### EXERCISE PROMPT
Skip the pictures. Transcribe the rest of the data below without changing a word.

### DATA
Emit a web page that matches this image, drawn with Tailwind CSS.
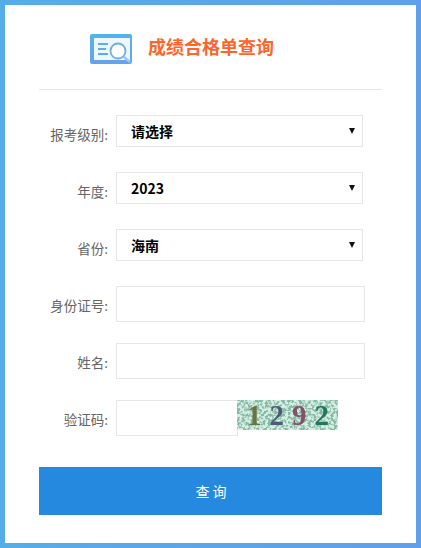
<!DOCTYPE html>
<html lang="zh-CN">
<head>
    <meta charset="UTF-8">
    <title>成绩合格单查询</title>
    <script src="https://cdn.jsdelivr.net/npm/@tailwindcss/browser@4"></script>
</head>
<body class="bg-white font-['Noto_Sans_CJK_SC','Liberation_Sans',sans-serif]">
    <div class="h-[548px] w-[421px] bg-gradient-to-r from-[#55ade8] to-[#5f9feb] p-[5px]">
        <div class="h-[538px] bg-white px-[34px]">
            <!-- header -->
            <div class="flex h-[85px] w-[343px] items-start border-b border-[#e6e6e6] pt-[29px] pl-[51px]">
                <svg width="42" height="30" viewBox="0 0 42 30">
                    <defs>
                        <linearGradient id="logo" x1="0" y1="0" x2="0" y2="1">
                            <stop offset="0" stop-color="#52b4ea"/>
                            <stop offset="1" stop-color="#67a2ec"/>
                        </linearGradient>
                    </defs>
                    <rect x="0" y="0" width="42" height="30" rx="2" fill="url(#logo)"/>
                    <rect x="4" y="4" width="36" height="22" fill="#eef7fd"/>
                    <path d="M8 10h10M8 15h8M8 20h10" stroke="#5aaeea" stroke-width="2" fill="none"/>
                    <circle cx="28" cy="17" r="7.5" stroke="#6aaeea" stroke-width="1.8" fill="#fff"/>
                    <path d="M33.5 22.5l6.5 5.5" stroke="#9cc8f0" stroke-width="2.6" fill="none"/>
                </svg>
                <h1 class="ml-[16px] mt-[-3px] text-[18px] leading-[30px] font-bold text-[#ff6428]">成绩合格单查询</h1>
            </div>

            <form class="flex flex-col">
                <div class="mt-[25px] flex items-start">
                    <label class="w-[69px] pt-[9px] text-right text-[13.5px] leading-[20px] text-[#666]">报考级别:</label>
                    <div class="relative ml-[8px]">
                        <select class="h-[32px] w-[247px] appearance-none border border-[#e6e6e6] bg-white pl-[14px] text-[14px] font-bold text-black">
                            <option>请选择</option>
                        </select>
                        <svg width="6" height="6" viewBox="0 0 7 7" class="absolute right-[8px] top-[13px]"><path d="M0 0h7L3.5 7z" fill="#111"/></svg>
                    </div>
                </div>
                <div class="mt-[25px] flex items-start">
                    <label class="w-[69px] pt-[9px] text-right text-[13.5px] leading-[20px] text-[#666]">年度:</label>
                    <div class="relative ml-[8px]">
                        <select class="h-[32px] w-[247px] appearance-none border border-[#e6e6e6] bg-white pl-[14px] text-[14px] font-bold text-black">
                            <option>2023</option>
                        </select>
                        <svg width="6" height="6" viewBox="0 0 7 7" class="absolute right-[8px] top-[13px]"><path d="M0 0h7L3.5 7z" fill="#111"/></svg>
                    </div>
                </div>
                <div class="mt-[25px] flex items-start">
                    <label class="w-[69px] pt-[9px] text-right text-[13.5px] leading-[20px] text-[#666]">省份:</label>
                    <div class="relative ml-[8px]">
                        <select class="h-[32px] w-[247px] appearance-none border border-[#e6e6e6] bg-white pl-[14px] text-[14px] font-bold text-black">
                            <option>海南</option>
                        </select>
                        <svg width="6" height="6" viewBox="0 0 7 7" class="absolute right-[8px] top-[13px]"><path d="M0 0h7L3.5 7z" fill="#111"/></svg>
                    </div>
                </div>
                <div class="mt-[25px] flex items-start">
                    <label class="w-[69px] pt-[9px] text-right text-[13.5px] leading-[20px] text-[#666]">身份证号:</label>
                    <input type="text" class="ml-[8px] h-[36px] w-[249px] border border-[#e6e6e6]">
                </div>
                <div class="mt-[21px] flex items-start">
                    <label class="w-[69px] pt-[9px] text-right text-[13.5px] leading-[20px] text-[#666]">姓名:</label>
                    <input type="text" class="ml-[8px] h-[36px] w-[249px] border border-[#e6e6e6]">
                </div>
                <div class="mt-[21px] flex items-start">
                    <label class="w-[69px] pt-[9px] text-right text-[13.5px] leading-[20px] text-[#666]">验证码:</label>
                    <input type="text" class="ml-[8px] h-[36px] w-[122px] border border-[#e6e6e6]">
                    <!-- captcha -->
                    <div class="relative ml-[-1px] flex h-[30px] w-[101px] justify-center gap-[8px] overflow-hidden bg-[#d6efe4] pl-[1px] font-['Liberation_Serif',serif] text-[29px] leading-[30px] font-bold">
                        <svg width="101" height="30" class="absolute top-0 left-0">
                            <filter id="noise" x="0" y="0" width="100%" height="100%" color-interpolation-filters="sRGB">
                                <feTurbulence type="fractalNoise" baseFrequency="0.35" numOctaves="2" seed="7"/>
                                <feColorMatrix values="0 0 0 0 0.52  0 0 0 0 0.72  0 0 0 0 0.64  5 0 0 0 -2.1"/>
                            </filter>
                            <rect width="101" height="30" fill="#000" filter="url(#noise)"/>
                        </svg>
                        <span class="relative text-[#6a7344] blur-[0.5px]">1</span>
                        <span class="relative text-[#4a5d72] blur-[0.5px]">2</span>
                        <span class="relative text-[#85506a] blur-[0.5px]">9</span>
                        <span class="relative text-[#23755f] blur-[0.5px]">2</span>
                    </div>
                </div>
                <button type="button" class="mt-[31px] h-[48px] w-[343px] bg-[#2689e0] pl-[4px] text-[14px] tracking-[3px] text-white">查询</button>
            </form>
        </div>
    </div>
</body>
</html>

### REPLY
Emit a web page that matches this image, drawn with Tailwind CSS.
<!DOCTYPE html>
<html lang="zh-CN">
<head>
    <meta charset="UTF-8">
    <title>成绩合格单查询</title>
    <script src="https://cdn.jsdelivr.net/npm/@tailwindcss/browser@4"></script>
</head>
<body class="bg-white font-['Noto_Sans_CJK_SC','Liberation_Sans',sans-serif]">
    <div class="h-[548px] w-[421px] bg-gradient-to-r from-[#55ade8] to-[#5f9feb] p-[5px]">
        <div class="h-[538px] bg-white px-[34px]">
            <!-- header -->
            <div class="flex h-[85px] w-[343px] items-start border-b border-[#e6e6e6] pt-[29px] pl-[51px]">
                <svg width="42" height="30" viewBox="0 0 42 30">
                    <defs>
                        <linearGradient id="logo" x1="0" y1="0" x2="0" y2="1">
                            <stop offset="0" stop-color="#52b4ea"/>
                            <stop offset="1" stop-color="#67a2ec"/>
                        </linearGradient>
                    </defs>
                    <rect x="0" y="0" width="42" height="30" rx="2" fill="url(#logo)"/>
                    <rect x="4" y="4" width="36" height="22" fill="#eef7fd"/>
                    <path d="M8 10h10M8 15h8M8 20h10" stroke="#5aaeea" stroke-width="2" fill="none"/>
                    <circle cx="28" cy="17" r="7.5" stroke="#6aaeea" stroke-width="1.8" fill="#fff"/>
                    <path d="M33.5 22.5l6.5 5.5" stroke="#9cc8f0" stroke-width="2.6" fill="none"/>
                </svg>
                <h1 class="ml-[16px] mt-[-3px] text-[18px] leading-[30px] font-bold text-[#ff6428]">成绩合格单查询</h1>
            </div>

            <form class="flex flex-col">
                <div class="mt-[25px] flex items-start">
                    <label class="w-[69px] pt-[9px] text-right text-[13.5px] leading-[20px] text-[#666]">报考级别:</label>
                    <div class="relative ml-[8px]">
                        <select class="h-[32px] w-[247px] appearance-none border border-[#e6e6e6] bg-white pl-[14px] text-[14px] font-bold text-black">
                            <option>请选择</option>
                        </select>
                        <svg width="6" height="6" viewBox="0 0 7 7" class="absolute right-[8px] top-[13px]"><path d="M0 0h7L3.5 7z" fill="#111"/></svg>
                    </div>
                </div>
                <div class="mt-[25px] flex items-start">
                    <label class="w-[69px] pt-[9px] text-right text-[13.5px] leading-[20px] text-[#666]">年度:</label>
                    <div class="relative ml-[8px]">
                        <select class="h-[32px] w-[247px] appearance-none border border-[#e6e6e6] bg-white pl-[14px] text-[14px] font-bold text-black">
                            <option>2023</option>
                        </select>
                        <svg width="6" height="6" viewBox="0 0 7 7" class="absolute right-[8px] top-[13px]"><path d="M0 0h7L3.5 7z" fill="#111"/></svg>
                    </div>
                </div>
                <div class="mt-[25px] flex items-start">
                    <label class="w-[69px] pt-[9px] text-right text-[13.5px] leading-[20px] text-[#666]">省份:</label>
                    <div class="relative ml-[8px]">
                        <select class="h-[32px] w-[247px] appearance-none border border-[#e6e6e6] bg-white pl-[14px] text-[14px] font-bold text-black">
                            <option>海南</option>
                        </select>
                        <svg width="6" height="6" viewBox="0 0 7 7" class="absolute right-[8px] top-[13px]"><path d="M0 0h7L3.5 7z" fill="#111"/></svg>
                    </div>
                </div>
                <div class="mt-[25px] flex items-start">
                    <label class="w-[69px] pt-[9px] text-right text-[13.5px] leading-[20px] text-[#666]">身份证号:</label>
                    <input type="text" class="ml-[8px] h-[36px] w-[249px] border border-[#e6e6e6]">
                </div>
                <div class="mt-[21px] flex items-start">
                    <label class="w-[69px] pt-[9px] text-right text-[13.5px] leading-[20px] text-[#666]">姓名:</label>
                    <input type="text" class="ml-[8px] h-[36px] w-[249px] border border-[#e6e6e6]">
                </div>
                <div class="mt-[21px] flex items-start">
                    <label class="w-[69px] pt-[9px] text-right text-[13.5px] leading-[20px] text-[#666]">验证码:</label>
                    <input type="text" class="ml-[8px] h-[36px] w-[122px] border border-[#e6e6e6]">
                    <!-- captcha -->
                    <div class="relative ml-[-1px] flex h-[30px] w-[101px] justify-center gap-[8px] overflow-hidden bg-[#d6efe4] pl-[1px] font-['Liberation_Serif',serif] text-[29px] leading-[30px] font-bold">
                        <svg width="101" height="30" class="absolute top-0 left-0">
                            <filter id="noise" x="0" y="0" width="100%" height="100%" color-interpolation-filters="sRGB">
                                <feTurbulence type="fractalNoise" baseFrequency="0.35" numOctaves="2" seed="7"/>
                                <feColorMatrix values="0 0 0 0 0.52  0 0 0 0 0.72  0 0 0 0 0.64  5 0 0 0 -2.1"/>
                            </filter>
                            <rect width="101" height="30" fill="#000" filter="url(#noise)"/>
                        </svg>
                        <span class="relative text-[#6a7344] blur-[0.5px]">1</span>
                        <span class="relative text-[#4a5d72] blur-[0.5px]">2</span>
                        <span class="relative text-[#85506a] blur-[0.5px]">9</span>
                        <span class="relative text-[#23755f] blur-[0.5px]">2</span>
                    </div>
                </div>
                <button type="button" class="mt-[31px] h-[48px] w-[343px] bg-[#2689e0] pl-[4px] text-[14px] tracking-[3px] text-white">查询</button>
            </form>
        </div>
    </div>
</body>
</html>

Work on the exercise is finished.